Carter Burden Gallery
On the Way
- Karin Bruckner,
- Judy Richardson
- Karin Bruckner,
- Judy Richardson
Carter Burden Gallery presents: On the Way in the East Gallery featuring Karin Bruckner and Judy Richardson. The reception will be held June 28th, 2018 from 6 - 8 p.m. The exhibition runs from June 28th– July 19th at 548 West 28th Street in New York City. The gallery hours are Tuesday - Friday, 11 a.m. - 5 p.m., Saturday 11 a.m. - 6 p.m.
In the exhibition On the Way, Karin Bruckner presents two new monoprints that straddle the lines between printmaking, drawing, painting, and collage. Printmaking became a focus in Bruckner’s work in 2006; she found the medium a congenial way of creating art given her professional background in architecture. Its unique combination of creative flow and process requires a structured, sequenced way of thinking in layers, shapes, and colors not unlike architectural plans. Over the years, constant experimentation propelled Bruckner’s monoprints into a painterly direction, incorporating paper lithography, etching, collagraph, chine collé, and viscosity techniques to achieve complexly layered visual landscapes of considerable depth.

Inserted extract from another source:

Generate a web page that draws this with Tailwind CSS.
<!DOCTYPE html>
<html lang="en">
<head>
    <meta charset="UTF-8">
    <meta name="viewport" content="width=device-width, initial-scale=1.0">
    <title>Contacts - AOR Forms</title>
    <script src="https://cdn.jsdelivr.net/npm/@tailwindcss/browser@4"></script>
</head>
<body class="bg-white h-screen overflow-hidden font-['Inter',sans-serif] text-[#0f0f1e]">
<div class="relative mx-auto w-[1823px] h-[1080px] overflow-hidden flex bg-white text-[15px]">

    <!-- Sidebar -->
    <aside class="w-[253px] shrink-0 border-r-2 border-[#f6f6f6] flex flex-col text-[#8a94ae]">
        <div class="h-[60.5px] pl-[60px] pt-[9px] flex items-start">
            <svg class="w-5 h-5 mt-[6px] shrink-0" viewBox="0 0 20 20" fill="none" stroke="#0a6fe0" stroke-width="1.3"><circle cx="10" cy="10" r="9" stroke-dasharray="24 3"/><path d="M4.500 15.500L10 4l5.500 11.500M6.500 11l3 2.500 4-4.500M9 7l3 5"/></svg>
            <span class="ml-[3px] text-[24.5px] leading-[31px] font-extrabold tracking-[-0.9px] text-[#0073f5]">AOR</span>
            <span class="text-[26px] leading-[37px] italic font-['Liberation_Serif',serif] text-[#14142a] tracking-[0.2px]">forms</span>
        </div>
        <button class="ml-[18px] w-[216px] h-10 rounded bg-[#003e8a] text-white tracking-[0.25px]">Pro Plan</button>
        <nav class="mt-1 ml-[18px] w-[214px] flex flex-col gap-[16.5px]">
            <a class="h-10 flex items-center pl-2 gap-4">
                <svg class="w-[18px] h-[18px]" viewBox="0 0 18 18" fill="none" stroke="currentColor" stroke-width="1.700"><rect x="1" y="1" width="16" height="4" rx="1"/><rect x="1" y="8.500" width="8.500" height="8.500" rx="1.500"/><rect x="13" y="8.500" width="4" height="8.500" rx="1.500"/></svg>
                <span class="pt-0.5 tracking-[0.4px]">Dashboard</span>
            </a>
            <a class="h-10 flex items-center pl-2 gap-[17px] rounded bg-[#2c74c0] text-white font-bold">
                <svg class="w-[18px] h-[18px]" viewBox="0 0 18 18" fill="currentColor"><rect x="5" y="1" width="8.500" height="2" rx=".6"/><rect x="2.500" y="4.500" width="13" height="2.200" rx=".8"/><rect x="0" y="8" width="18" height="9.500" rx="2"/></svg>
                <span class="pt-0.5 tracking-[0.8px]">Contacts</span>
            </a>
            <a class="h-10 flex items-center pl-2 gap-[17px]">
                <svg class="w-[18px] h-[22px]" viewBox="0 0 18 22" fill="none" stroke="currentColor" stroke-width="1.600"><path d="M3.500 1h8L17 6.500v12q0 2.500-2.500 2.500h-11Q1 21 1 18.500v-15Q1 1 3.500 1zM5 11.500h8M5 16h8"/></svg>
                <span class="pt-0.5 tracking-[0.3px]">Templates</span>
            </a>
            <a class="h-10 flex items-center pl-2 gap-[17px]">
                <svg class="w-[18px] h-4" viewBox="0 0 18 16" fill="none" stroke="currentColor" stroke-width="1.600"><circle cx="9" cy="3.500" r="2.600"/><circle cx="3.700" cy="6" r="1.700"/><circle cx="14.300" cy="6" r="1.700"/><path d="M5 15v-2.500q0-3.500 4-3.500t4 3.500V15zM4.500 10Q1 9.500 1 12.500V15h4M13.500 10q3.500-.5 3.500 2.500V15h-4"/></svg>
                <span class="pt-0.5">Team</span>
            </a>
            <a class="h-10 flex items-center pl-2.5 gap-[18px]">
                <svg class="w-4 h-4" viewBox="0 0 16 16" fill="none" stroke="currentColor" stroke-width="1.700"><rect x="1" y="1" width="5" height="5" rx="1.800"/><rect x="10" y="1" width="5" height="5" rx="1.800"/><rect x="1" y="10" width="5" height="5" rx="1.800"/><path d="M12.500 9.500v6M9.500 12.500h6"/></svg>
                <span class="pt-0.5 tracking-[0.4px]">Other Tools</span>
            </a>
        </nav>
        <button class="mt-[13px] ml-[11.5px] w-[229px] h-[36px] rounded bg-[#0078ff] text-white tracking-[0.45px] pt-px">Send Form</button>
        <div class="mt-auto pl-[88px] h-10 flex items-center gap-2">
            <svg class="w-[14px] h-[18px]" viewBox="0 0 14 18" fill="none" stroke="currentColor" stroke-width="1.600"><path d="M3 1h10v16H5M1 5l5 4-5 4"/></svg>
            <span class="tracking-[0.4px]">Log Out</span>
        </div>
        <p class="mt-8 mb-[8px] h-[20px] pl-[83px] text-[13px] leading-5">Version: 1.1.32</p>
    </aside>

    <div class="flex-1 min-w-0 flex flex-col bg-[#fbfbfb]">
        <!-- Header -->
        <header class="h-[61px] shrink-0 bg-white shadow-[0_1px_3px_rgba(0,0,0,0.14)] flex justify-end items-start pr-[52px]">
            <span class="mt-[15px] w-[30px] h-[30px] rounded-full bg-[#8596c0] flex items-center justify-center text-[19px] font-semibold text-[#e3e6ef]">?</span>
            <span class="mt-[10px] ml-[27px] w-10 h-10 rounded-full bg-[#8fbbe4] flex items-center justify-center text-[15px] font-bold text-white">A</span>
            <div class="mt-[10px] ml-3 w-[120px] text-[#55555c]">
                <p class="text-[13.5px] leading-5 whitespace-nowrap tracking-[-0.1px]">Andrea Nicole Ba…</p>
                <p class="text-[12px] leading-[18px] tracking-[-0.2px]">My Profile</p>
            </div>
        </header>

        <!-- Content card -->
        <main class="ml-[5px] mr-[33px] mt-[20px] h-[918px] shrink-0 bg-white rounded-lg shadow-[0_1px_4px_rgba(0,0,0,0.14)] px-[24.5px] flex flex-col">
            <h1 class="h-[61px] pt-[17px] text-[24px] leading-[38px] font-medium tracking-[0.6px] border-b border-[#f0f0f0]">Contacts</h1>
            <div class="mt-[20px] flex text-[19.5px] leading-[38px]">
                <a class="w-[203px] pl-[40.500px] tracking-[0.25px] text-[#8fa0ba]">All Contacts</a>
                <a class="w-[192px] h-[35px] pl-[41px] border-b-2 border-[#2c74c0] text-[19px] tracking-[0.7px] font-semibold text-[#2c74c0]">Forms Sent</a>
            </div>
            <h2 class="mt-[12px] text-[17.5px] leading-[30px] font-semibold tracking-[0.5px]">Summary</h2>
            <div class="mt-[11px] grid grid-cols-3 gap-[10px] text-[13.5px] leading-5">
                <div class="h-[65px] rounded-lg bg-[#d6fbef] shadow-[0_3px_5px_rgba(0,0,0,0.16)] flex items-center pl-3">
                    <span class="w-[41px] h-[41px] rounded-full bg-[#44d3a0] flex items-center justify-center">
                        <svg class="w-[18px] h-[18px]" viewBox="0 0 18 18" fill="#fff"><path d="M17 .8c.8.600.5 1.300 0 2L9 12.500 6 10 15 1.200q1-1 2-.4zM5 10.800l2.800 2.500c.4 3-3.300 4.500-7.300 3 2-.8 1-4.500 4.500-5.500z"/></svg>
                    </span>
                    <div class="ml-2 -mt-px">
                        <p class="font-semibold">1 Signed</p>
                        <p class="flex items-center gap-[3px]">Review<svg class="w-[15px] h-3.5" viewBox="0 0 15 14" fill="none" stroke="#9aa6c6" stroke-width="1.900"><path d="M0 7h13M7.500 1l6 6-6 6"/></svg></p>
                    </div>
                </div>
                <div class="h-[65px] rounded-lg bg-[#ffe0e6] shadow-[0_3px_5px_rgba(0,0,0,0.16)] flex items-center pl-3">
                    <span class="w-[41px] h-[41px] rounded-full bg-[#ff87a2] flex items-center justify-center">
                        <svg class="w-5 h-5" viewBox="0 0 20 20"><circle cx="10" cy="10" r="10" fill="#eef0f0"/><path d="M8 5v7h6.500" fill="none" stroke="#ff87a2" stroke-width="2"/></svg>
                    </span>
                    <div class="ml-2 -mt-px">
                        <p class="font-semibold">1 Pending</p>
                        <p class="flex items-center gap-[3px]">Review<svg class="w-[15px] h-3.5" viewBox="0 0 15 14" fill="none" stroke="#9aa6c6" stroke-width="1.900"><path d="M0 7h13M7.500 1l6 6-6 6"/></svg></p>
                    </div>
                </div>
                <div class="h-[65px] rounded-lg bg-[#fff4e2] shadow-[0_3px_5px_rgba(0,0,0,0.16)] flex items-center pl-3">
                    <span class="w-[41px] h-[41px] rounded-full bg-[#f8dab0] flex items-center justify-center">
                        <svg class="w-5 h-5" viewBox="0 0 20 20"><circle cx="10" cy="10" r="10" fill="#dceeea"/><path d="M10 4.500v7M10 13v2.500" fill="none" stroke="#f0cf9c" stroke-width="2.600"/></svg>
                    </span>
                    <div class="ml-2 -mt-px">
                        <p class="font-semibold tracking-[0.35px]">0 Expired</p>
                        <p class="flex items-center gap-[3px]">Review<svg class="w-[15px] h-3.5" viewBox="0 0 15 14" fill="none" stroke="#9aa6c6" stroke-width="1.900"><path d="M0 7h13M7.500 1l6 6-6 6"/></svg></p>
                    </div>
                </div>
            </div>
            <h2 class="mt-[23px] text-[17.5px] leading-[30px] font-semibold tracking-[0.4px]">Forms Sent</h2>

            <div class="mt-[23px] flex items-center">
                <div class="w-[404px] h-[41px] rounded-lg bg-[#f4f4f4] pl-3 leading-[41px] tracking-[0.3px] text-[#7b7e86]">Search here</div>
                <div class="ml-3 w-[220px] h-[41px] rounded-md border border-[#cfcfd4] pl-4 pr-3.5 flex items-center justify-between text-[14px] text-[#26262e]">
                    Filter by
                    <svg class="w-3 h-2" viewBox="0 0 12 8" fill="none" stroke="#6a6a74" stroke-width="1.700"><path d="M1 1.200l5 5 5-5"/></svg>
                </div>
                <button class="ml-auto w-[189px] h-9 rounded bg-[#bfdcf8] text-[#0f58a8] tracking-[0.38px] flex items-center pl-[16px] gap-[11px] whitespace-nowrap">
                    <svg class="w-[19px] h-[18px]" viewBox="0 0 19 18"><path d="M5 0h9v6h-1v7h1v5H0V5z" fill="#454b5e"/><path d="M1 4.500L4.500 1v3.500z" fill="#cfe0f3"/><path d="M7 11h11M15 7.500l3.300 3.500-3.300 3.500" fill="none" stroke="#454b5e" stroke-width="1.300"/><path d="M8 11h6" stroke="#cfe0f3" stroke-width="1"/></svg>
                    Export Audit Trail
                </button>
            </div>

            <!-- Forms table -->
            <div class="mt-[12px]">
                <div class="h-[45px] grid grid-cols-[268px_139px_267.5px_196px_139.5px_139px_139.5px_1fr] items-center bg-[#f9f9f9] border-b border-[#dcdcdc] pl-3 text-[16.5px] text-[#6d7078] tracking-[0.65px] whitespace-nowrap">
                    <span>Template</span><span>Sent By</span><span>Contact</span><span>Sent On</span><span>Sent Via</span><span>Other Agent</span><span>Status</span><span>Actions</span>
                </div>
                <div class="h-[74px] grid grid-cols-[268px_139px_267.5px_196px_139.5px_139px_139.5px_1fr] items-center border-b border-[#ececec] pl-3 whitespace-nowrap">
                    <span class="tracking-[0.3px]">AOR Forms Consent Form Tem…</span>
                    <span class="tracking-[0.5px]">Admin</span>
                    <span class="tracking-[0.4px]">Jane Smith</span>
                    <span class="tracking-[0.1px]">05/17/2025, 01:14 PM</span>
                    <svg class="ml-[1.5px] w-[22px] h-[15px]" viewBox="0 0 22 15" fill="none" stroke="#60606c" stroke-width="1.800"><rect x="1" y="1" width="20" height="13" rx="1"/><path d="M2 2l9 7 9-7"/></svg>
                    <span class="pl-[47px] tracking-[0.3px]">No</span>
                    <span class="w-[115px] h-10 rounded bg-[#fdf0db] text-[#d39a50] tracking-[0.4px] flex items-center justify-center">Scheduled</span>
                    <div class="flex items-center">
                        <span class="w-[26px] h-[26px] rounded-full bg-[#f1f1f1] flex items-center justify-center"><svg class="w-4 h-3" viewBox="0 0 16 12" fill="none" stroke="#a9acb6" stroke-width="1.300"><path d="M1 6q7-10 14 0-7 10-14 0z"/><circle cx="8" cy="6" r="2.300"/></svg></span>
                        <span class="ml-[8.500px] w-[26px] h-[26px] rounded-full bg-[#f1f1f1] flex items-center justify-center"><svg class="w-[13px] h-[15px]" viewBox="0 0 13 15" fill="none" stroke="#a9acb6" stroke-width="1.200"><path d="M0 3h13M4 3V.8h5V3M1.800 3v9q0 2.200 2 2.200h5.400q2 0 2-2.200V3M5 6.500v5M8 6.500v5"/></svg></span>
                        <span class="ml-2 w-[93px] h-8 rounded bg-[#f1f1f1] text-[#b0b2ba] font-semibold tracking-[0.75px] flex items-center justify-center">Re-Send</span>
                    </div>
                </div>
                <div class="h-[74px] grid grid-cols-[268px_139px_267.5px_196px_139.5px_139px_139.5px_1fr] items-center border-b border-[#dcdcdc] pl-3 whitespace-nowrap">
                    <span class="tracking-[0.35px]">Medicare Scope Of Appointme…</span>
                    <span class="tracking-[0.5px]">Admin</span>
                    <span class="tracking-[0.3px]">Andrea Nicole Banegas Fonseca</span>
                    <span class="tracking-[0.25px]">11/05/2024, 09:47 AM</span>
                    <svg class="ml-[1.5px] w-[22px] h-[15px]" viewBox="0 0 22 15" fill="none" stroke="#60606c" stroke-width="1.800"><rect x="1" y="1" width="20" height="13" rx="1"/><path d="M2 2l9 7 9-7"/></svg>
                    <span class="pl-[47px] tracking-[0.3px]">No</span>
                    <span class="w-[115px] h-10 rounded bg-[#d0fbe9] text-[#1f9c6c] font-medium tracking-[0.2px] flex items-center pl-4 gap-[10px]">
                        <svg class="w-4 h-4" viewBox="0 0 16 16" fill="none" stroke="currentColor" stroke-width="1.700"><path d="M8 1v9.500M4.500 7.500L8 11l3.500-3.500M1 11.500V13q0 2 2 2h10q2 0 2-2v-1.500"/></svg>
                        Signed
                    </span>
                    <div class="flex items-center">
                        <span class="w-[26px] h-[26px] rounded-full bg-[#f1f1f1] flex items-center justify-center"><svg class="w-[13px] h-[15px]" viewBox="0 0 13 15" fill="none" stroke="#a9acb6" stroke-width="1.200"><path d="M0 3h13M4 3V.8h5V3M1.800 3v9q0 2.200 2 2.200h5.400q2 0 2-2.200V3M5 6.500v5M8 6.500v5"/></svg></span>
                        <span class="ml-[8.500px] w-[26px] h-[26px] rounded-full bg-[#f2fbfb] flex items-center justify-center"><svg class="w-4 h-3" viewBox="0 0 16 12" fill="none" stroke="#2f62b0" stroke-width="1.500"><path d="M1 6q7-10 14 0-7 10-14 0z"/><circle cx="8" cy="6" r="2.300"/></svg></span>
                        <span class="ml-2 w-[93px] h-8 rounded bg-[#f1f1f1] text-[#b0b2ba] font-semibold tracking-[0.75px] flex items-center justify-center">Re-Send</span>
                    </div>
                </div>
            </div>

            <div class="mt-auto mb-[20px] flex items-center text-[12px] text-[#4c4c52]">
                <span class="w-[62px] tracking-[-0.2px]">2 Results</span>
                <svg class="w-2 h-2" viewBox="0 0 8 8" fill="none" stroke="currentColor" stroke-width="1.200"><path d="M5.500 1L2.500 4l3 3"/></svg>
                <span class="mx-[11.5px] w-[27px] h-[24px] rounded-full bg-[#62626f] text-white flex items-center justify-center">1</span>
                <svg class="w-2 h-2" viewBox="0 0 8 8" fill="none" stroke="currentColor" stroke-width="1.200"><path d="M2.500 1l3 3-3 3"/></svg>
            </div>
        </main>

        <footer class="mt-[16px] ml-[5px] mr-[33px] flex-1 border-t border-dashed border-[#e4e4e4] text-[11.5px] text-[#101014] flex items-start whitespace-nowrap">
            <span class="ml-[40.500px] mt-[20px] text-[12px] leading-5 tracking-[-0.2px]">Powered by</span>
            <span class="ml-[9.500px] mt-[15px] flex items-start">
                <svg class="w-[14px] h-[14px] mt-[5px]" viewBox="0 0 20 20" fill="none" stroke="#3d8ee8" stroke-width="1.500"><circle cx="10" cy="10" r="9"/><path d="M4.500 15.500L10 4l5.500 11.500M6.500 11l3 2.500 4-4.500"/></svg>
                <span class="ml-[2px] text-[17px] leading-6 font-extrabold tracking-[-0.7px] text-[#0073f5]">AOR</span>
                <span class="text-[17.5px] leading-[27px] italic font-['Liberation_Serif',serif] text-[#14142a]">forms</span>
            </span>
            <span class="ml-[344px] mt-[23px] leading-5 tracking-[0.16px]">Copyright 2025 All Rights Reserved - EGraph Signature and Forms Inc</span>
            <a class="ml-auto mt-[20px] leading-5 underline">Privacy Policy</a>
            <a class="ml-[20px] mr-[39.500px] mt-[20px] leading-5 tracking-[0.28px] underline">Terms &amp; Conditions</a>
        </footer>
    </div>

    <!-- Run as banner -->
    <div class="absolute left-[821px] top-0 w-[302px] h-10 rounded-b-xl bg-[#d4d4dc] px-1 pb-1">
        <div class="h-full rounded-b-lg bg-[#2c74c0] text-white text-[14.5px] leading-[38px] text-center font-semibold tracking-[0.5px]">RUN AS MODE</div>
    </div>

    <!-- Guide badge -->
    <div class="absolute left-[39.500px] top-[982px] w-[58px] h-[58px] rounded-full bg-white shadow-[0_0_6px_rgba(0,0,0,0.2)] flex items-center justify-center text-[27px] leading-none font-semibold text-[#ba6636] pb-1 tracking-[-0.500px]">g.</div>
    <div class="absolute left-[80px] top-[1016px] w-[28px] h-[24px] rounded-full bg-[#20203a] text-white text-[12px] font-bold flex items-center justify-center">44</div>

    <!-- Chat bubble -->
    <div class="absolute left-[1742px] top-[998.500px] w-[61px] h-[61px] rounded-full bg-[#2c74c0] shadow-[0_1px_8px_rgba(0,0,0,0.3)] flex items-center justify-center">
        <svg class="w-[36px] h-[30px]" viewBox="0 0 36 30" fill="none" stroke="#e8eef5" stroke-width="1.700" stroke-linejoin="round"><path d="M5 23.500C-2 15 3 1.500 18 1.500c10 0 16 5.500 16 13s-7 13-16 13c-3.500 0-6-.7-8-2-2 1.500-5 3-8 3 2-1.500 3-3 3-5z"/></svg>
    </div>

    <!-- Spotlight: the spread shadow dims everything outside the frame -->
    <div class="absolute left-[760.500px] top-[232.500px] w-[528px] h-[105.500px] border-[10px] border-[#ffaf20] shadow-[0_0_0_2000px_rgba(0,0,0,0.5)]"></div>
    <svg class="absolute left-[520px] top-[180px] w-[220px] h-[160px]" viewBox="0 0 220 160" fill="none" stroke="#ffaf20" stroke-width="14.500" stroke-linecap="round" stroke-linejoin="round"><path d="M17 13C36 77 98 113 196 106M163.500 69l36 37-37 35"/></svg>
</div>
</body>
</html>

In her first exhibition with Carter Burden Gallery,Judy Richardson presents sculptures that are built, assembled, and cast with familiar materials like wood, wire, metal, wax, and cloth. Her work is composed of elements that speak of the wonders of the everyday and depicts her interest in objects that have been used by people. Taking objects apart, keeping the most emblematic detail of those objects, using those parts as raw material, and reconstructing them into something new is how Richardson creates pieces that take on a theatrical, prop-like character that have their own narrative. The works become statements about political situations, emotional forces, and human follies and obsessions. Richardson states, “I work with urgency and humor, and feel that the intensity of our lives is shown in the things we make because we have to and need to make them. I believe in the mark of the human hand, and the beauty of human error.”